Arizona lawmakers spar on bill over parental consent on guns

Posted

PHOENIX — A House panel approved legislation Wednesday some lawmakers say could shield parents from liability when a child takes a gun from the house and kills someone else.

Rep. Quang Nguyen, R-Prescott Valley, said the purpose of his legislation is to close a loophole in state law that generally prohibit unaccompanied minors from carrying a firearm. There is an exception, however, if the minor is on the property of the parent, grandparent or guardian.

Where that becomes a problem, according to Rebecca Baker, a deputy Maricopa County attorney, is when the adults don’t want a child to have a gun. What that means, she said, is police called to the home are powerless to take the gun from the child.

“So it’s very problematic because it allows a juvenile to possess a firearm in circumstances where their parent or guardian doesn’t want them to do so,” Baker told members of the House Judiciary Committee. “It could be, and often is, that the parent or the guardian doesn’t want the child to have the gun and they want the police to take it.”

She said that’s a particular problem in group homes where current law says a child living there could bring in a weapon and possess it legally.

But Rep. Analise Ortiz, D-Phoenix, said the measure could have broader effects.

She cited the case in Michigan where Jennifer Crumbley was convicted earlier this month of four counts of involuntary manslaughter after a jury concluded she was “grossly negligent” in giving a son to her son, Ethan, who was 15 at the time and failing to get him mental health care. He later went out and killed four students and wounded six students and a teacher in 2021.

“So if a child commits a crime, the parent could just easily tell law enforcement, ‘No, I didn’t give them consent,’ even though they may have given them consent,” Ortiz said. “All they have to do is just lie to the police officer.”

House Minority Leader Lupe Conteras said that goes to another flaw in House Bill 2819: how parental consent is determined and verified. The Avondale Democrat said there is no requirement for a signed, dated consent form that shows a parent consented at a specific time to a child possessing a weapon in the home.

And Contreras said the fact a parent might have given a weapon to a child in the first place doesn’t resolve the issue of responsibility.

“We’re giving them a scapegoat by saying, ‘I didn’t give them consent, but, yet, I just purchased the firearm that they just used,’” he said. “We need to be careful of what we’re doing here and what we’re trying to pass.”

Baker said she doesn’t see the problem that Contreras said this would create.

“This language is not going to provide any sort of defense if someone’s shooting a gun,” she said.

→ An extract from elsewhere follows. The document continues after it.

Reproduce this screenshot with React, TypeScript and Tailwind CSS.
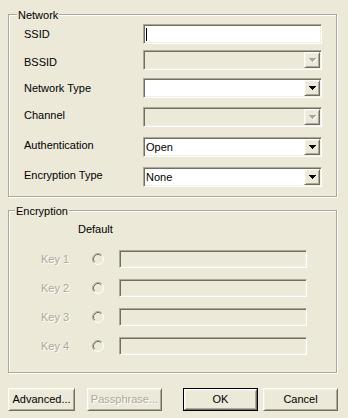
import React from "react";

const sunken =
  "border border-t-[#aca899] border-l-[#aca899] border-b-white border-r-white shadow-[inset_1px_1px_0_#716f64,inset_-1px_-1px_0_#f1efe2] p-[1px]";
const raised =
  "border border-t-white border-l-white border-b-[#716f64] border-r-[#716f64] shadow-[inset_1px_1px_0_#f1efe2,inset_-1px_-1px_0_#aca899]";
const disabledText = "text-[#aca899] [text-shadow:1px_1px_0_#ffffff]";

function Arrow({ disabled }: { disabled?: boolean }) {
  const d = "M0 0h7v1H0zM1 1h5v1H1zM2 2h3v1H2zM3 3h1v1H3z";
  return (
    <svg width="8" height="5" viewBox="0 0 8 5" shapeRendering="crispEdges">
      {disabled ? (
        <>
          <path d={d} fill="#ffffff" transform="translate(1 1)" />
          <path d={d} fill="#aca899" />
        </>
      ) : (
        <path d={d} fill="#000000" />
      )}
    </svg>
  );
}

function Combo({ value, disabled }: { value?: string; disabled?: boolean }) {
  return (
    <div
      className={`flex h-[20px] w-[179px] ${sunken} ${
        disabled ? "bg-[#ece9d8]" : "bg-white"
      }`}
    >
      <div className="flex flex-1 items-center pl-[1px]">{value}</div>
      <div
        className={`flex h-[16px] w-[16px] items-center justify-center bg-[#ece9d8] pl-[1px] pt-[1px] ${raised}`}
      >
        <Arrow disabled={disabled} />
      </div>
    </div>
  );
}

function Radio() {
  return (
    <svg width="12" height="12" viewBox="0 0 12 12">
      <circle cx="6" cy="6" r="4.5" fill="#ece9d8" />
      <path d="M2.11 9.89A5.5 5.5 0 0 1 9.89 2.11" fill="none" stroke="#aca899" strokeWidth="1" />
      <path d="M9.89 2.11A5.5 5.5 0 0 1 2.11 9.89" fill="none" stroke="#ffffff" strokeWidth="1" />
      <path d="M2.82 9.18A4.5 4.5 0 0 1 9.18 2.82" fill="none" stroke="#716f64" strokeWidth="1" />
      <path d="M9.18 2.82A4.5 4.5 0 0 1 2.82 9.18" fill="none" stroke="#f1efe2" strokeWidth="1" />
    </svg>
  );
}

function Group({
  title,
  titleLeft,
  className,
  children,
}: {
  title: string;
  titleLeft: string;
  className: string;
  children: React.ReactNode;
}) {
  return (
    <div
      className={`relative w-[329px] border border-[#aca899] shadow-[inset_1px_1px_0_#ffffff,1px_1px_0_#ffffff] ${className}`}
    >
      <span className={`absolute top-[-6px] ${titleLeft} bg-[#ece9d8] px-[1px]`}>{title}</span>
      {children}
    </div>
  );
}

function Button({
  label,
  w,
  disabled,
  isDefault,
}: {
  label: string;
  w: string;
  disabled?: boolean;
  isDefault?: boolean;
}) {
  const inner = (
    <div
      className={`flex h-full w-full items-center justify-center bg-[#ece9d8] ${raised} ${
        disabled ? disabledText : ""
      }`}
    >
      {label}
    </div>
  );
  if (isDefault) {
    return <div className={`h-[23px] ${w} border border-black`}>{inner}</div>;
  }
  return <div className={`h-[23px] ${w}`}>{inner}</div>;
}

export default function App() {
  return (
    <div className="h-[418px] w-[348px] bg-[#ece9d8] px-[8px] pt-[14px] font-['Liberation_Sans',Arial,sans-serif] text-[11px] leading-[13px] text-black">
      <Group title="Network" titleLeft="left-[8px]" className="pb-[9px] pl-[15px] pt-[9px]">
        <div className="flex h-[20px] items-center">
          <span className="w-[119px]">SSID</span>
          <div className={`flex h-[20px] w-[179px] items-center bg-white ${sunken}`}>
            <div className="ml-[1px] h-[13px] w-[1px] bg-black" />
          </div>
        </div>
        <div className="mt-[6px] flex h-[20px] items-center">
          <span className="w-[119px] pt-[5px]">BSSID</span>
          <Combo disabled />
        </div>
        <div className="mt-[8px] flex h-[20px] items-center">
          <span className="w-[119px]">Network Type</span>
          <Combo />
        </div>
        <div className="mt-[9px] flex h-[20px] items-center">
          <span className="w-[119px] pb-[3px]">Channel</span>
          <Combo disabled />
        </div>
        <div className="mt-[10px] flex h-[20px] items-center">
          <span className="w-[119px] pb-[4px]">Authentication</span>
          <Combo value="Open" />
        </div>
        <div className="mt-[10px] flex h-[20px] items-center">
          <span className="w-[119px] pb-[4px]">Encryption Type</span>
          <Combo value="None" />
        </div>
      </Group>

      <Group title="Encryption" titleLeft="left-[6px]" className="mt-[13px] pb-[17px] pl-[32px] pt-[12px]">
        <div className="ml-[37px] h-[13px]">Default</div>
        {["Key 1", "Key 2", "Key 3", "Key 4"].map((k, i) => (
          <div
            key={k}
            className={`flex h-[18px] items-center ${i === 0 ? "mt-[14px]" : "mt-[11px]"}`}
          >
            <span className={`w-[51px] ${disabledText}`}>{k}</span>
            <Radio />
            <div className={`ml-[15px] h-[18px] w-[188px] bg-[#ece9d8] ${sunken}`} />
          </div>
        ))}
      </Group>

      <div className="mt-[15px] flex w-[330px] justify-between">
        <div className="flex gap-[12px]">
          <Button label="Advanced..." w="w-[67px]" />
          <Button label="Passphrase..." w="w-[75px]" disabled />
        </div>
        <div className="flex gap-[5px]">
          <Button label="OK" w="w-[75px]" isDefault />
          <Button label="Cancel" w="w-[75px]" />
        </div>
      </div>
    </div>
  );
}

“It only provides a defense to possessing the gun in a home,” Baker said. “The narrow interest of this bill is to try to tighten up that broad exception of any child can unequivocally possess a gun in the home.”

Contreras disagreed.

“We’re not tightening up the language,” he said. “This is loosening the language.”

And Ortiz, voting against the measure, called it “another half-baked bill.”

Rep. Alexander Kolodin, R-Scottsdale, said he’s not convinced parents will lie and tell police they didn’t consent to a child having a weapon.

“I’m not going to throw my kid under the bus,” he said.

“If anything, the parent is going to lie the other way and say, ‘I did give consent,’” Kolodin said, trying to protect a child from getting a felony record.

But he had some issues with the wording, including whether consent would be something a parent needed to grant just one time or whether it would have to occur multiple times. Then there’s the question of the need for state legislation in the first place.

“Why are we making a parental discipline issue into a criminal justice issue?” Kolodin asked. “Isn’t it up to the parent to enforce the rules of their own household?”

The measure, which now goes to the full House, also has the blessing of the Arizona Citizens Defense League, which generally lobbies against any legislation designed to restrict gun ownership.

“It supports parental rights,” said lobbyist Michael Infanzon. “And it supports the rights inside a home for parents to teach their kids responsible gun ownership.”